The Supreme Court says suspects need to be quote, independently predisposed, unquote, to commit the crime for which they're arrested. That's what entrapment gets down to - someone having a choice and essentially, making the wrong one.

In this case, according to an FBI's affidavit, agents kept telling Mohamud that he didn't need to kill to be a good Muslim.

Mr. ERIC HOLDER (U.S. Attorney General): There were, as I said, a number of opportunities that the subject in this matter - the defendant in this matter was given to retreat and take a different path. He chose, at every step, to continue.

TEMPLE-RASTON: That's Attorney General Eric Holder.
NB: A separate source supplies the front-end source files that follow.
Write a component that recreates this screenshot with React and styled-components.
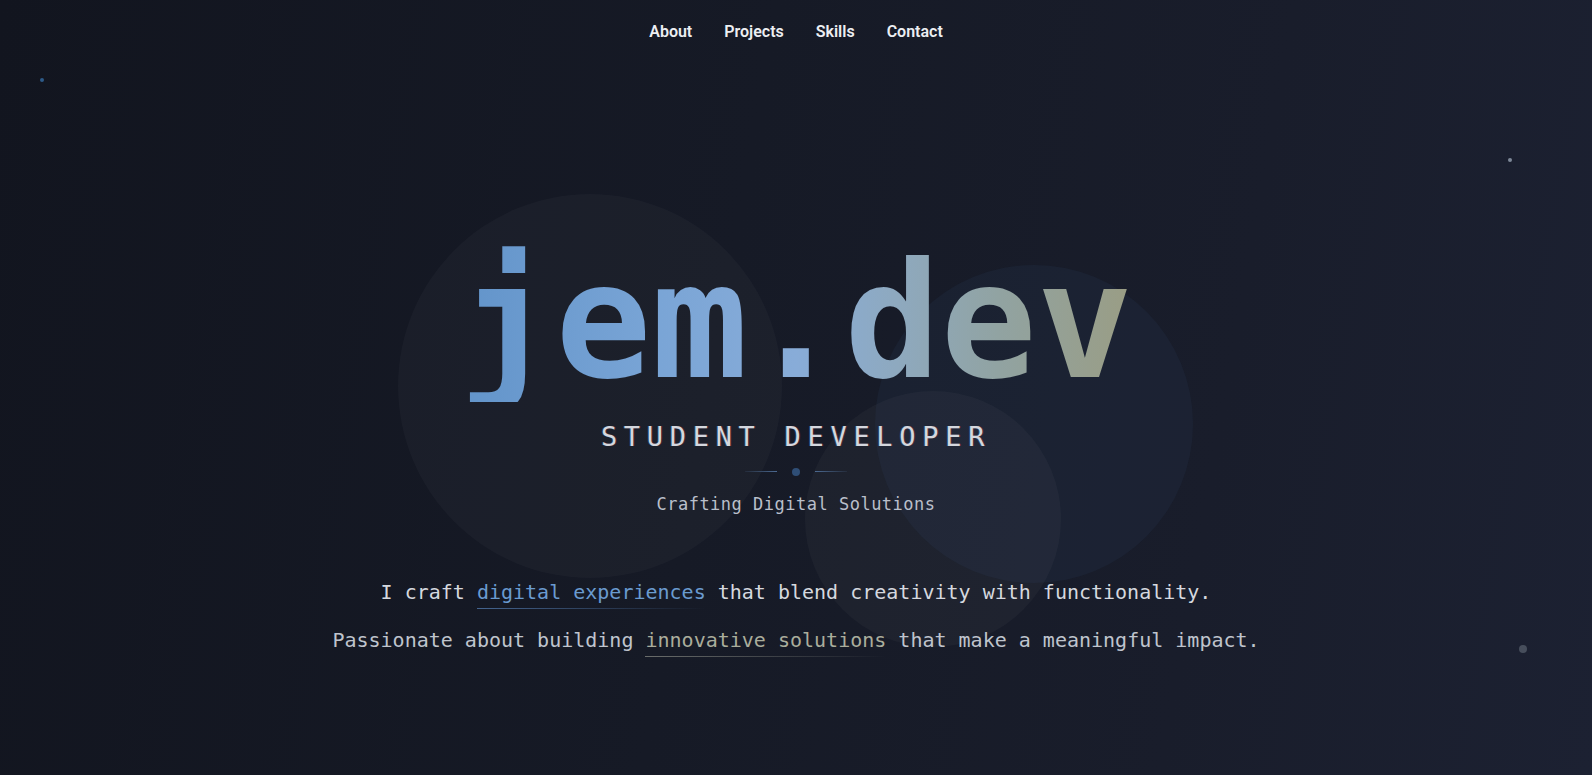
import React from 'react';
import styled, { createGlobalStyle } from 'styled-components';

const GlobalStyle = createGlobalStyle`
  * { box-sizing: border-box; }
  html, body { margin: 0; padding: 0; }
  body {
    background: #151925;
    font-family: "DejaVu Sans Mono", "Liberation Mono", monospace;
  }
`;

const Page = styled.div`
  position: relative;
  min-height: 100vh;
  overflow: hidden;
  display: flex;
  flex-direction: column;
  background: linear-gradient(100deg, #12151f 0%, #161a26 45%, #191d2b 75%, #1c2132 100%);
`;

const Blob = styled.div`
  position: absolute;
  border-radius: 50%;
  left: ${p => p.x - p.r}px;
  top: ${p => p.y - p.r}px;
  width: ${p => p.r * 2}px;
  height: ${p => p.r * 2}px;
  background: ${p => p.fill};
  pointer-events: none;
`;

const Particle = styled.span`
  position: absolute;
  left: ${p => p.x}px;
  top: ${p => p.y}px;
  width: ${p => p.size}px;
  height: ${p => p.size}px;
  border-radius: 50%;
  background: ${p => p.color};
`;

const Nav = styled.nav`
  position: relative;
  z-index: 2;
  display: flex;
  justify-content: center;
  gap: 32px;
  padding-top: 23px;
`;

const NavLink = styled.a`
  font-family: Roboto, "Liberation Sans", sans-serif;
  font-size: 16px;
  font-weight: 600;
  color: #eceef2;
  text-decoration: none;
  line-height: 18.75px;
`;

const Hero = styled.main`
  position: relative;
  z-index: 1;
  display: flex;
  flex-direction: column;
  align-items: center;
  padding-top: 200px;
`;

const Title = styled.h1`
  margin: 0;
  font-family: "DejaVu Sans Mono", monospace;
  font-weight: 700;
  font-size: 160px;
  line-height: 1;
  background: linear-gradient(90deg, #6294ca 0%, #7aa5d6 30%, #88acd8 50%, #8ea9bf 65%, #91a3a2 80%, #9a9d84 100%);
  -webkit-background-clip: text;
  background-clip: text;
  color: transparent;
`;

const Role = styled.h2`
  margin: 19px 0 0;
  font-family: "DejaVu Sans Mono", monospace;
  font-weight: 400;
  font-size: 27px;
  line-height: 32px;
  letter-spacing: 6.7px;
  color: #d4d7de;
  text-shadow: 1px 0 rgba(255, 60, 90, 0.22), -1px 0 rgba(80, 200, 255, 0.22);
`;

const Divider = styled.div`
  display: flex;
  align-items: center;
  gap: 15px;
  margin-top: 15px;
  height: 8px;
`;

const Line = styled.span`
  width: 32px;
  height: 1px;
  background: linear-gradient(${p => (p.flip ? '90deg' : '270deg')}, #4c6a92, rgba(76, 106, 146, 0.15));
`;

const Dot = styled.span`
  width: 8px;
  height: 8px;
  border-radius: 50%;
  background: #2f4e76;
`;

const Tagline = styled.p`
  margin: 16px 0 0;
  font-size: 17px;
  line-height: 24px;
  letter-spacing: 0.5px;
  color: #b9bfca;
`;

const Intro = styled.div`
  margin-top: 52px;
  text-align: center;
  font-size: 20px;
`;

const IntroLine = styled.p`
  margin: 0;
  line-height: 48px;
  color: ${p => p.color};
`;

const Accent = styled.span`
  color: ${p => p.color};
  padding-bottom: 5px;
  background-image: linear-gradient(90deg, ${p => p.line}, transparent);
  background-size: 100% 1px;
  background-position: left bottom;
  background-repeat: no-repeat;
`;

export default function App() {
  return (
    <>
      <GlobalStyle />
      <Page>
        <Blob x={590} y={386} r={192} fill="rgba(255, 255, 255, 0.028)" />
        <Blob x={1034} y={424} r={159} fill="rgba(70, 110, 170, 0.07)" />
        <Blob x={933} y={519} r={128} fill="rgba(255, 255, 255, 0.032)" />
        <Particle x={40} y={78} size={4} color="#2d5a88" />
        <Particle x={1508} y={158} size={4} color="#7e8898" />
        <Particle x={1519} y={645} size={8} color="#474e5c" />

        <Nav>
          <NavLink href="#about">About</NavLink>
          <NavLink href="#projects">Projects</NavLink>
          <NavLink href="#skills">Skills</NavLink>
          <NavLink href="#contact">Contact</NavLink>
        </Nav>

        <Hero>
          <Title>jem.dev</Title>
          <Role>STUDENT DEVELOPER</Role>
          <Divider>
            <Line />
            <Dot />
            <Line flip />
          </Divider>
          <Tagline>Crafting Digital Solutions</Tagline>
          <Intro>
            <IntroLine color="#d5d8df">
              I craft <Accent color="#6a9bd0" line="#44648f">digital experiences</Accent> that blend creativity with functionality.
            </IntroLine>
            <IntroLine color="#bfc4cd">
              Passionate about building <Accent color="#aaad9c" line="#6a6d6b">innovative solutions</Accent> that make a meaningful impact.
            </IntroLine>
          </Intro>
        </Hero>
      </Page>
    </>
  );
}
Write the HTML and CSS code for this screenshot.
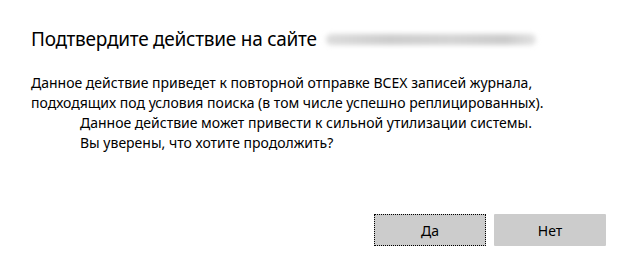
FILE: index.html
```html
<!DOCTYPE html>
<html lang="ru">
<head>
<meta charset="utf-8">
<link rel="stylesheet" href="styles.css">
</head>
<body>
<div class="dialog">
  <div class="title-row">
    <h1 class="title">Подтвердите действие на сайте</h1>
    <span class="redacted" aria-hidden="true"></span>
  </div>
  <div class="content">
    <p class="line">Данное действие приведет к повторной отправке ВСЕХ записей журнала,</p>
    <p class="line">подходящих под условия поиска (в том числе успешно реплицированных).</p>
    <p class="line indent">Данное действие может привести к сильной утилизации системы.</p>
    <p class="line indent">Вы уверены, что хотите продолжить?</p>
  </div>
  <div class="buttons">
    <button class="btn focused">Да</button>
    <button class="btn">Нет</button>
  </div>
</div>
</body>
</html>
```
FILE: styles.css
```css
html, body {
  margin: 0;
  padding: 0;
  background: #ffffff;
}
body {
  width: 636px;
  height: 277px;
  overflow: hidden;
  font-family: "Noto Sans", "Open Sans", sans-serif;
  color: #000000;
}
.dialog {
  display: flex;
  flex-direction: column;
  height: 277px;
  box-sizing: border-box;
  padding: 24px 30px 0 31px;
}
.title-row {
  display: flex;
  align-items: center;
  height: 30px;
}
.title {
  margin: 0;
  font-size: 19px;
  font-weight: 400;
  letter-spacing: -0.25px;
  line-height: 30px;
  color: #000;
}
.redacted {
  display: block;
  width: 210px;
  height: 11px;
  margin-left: 9px;
  margin-top: 1px;
  background: linear-gradient(90deg, #dcdcdc 0%, #cdcdcd 30%, #d4d4d4 60%, #cbcbcb 85%, #e2e2e2 100%);
  border-radius: 6px;
  filter: blur(2.5px);
}
.content {
  margin-top: 19px;
  font-size: 14px;
  line-height: 20px;
}
.line {
  margin: 0;
  white-space: nowrap;
}
.indent {
  padding-left: 49px;
}
.buttons {
  display: flex;
  justify-content: flex-end;
  gap: 8px;
  margin-top: 61px;
}
.btn {
  width: 112px;
  height: 32px;
  border: 1px solid transparent;
  background: #cccccc;
  font-family: inherit;
  font-size: 14px;
  color: #000;
  padding: 0;
  border-radius: 1px;
}
.btn.focused {
  border: 1px dotted #000000;
  border-radius: 0;
}
```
Mr. HOLDER: This is an investigation that I have been familiar with throughout its course, and I am confident that there is no entrapment here; no entrapment claim will be found to be successful.

TEMPLE-RASTON: The FBI has had trouble with sting operations in the past. Remember the 2006 Liberty City case? Thats the one in which seven men from Miami's Liberty City neighborhood said they wanted to blow up Chicago's Sears Tower. The attack never got past the boasting and bravado stage. Prosecutors eventually convicted five of the men, but only after two mistrials. Ever since, the FBI has been sensitive to the risk of entrapment.

As for the entrapment defense, it hasn't been very successful in terrorism cases. There hasn't been even one acquittal on the grounds of entrapment since the 9/11 attacks.

Dina Temple-Raston, NPR News.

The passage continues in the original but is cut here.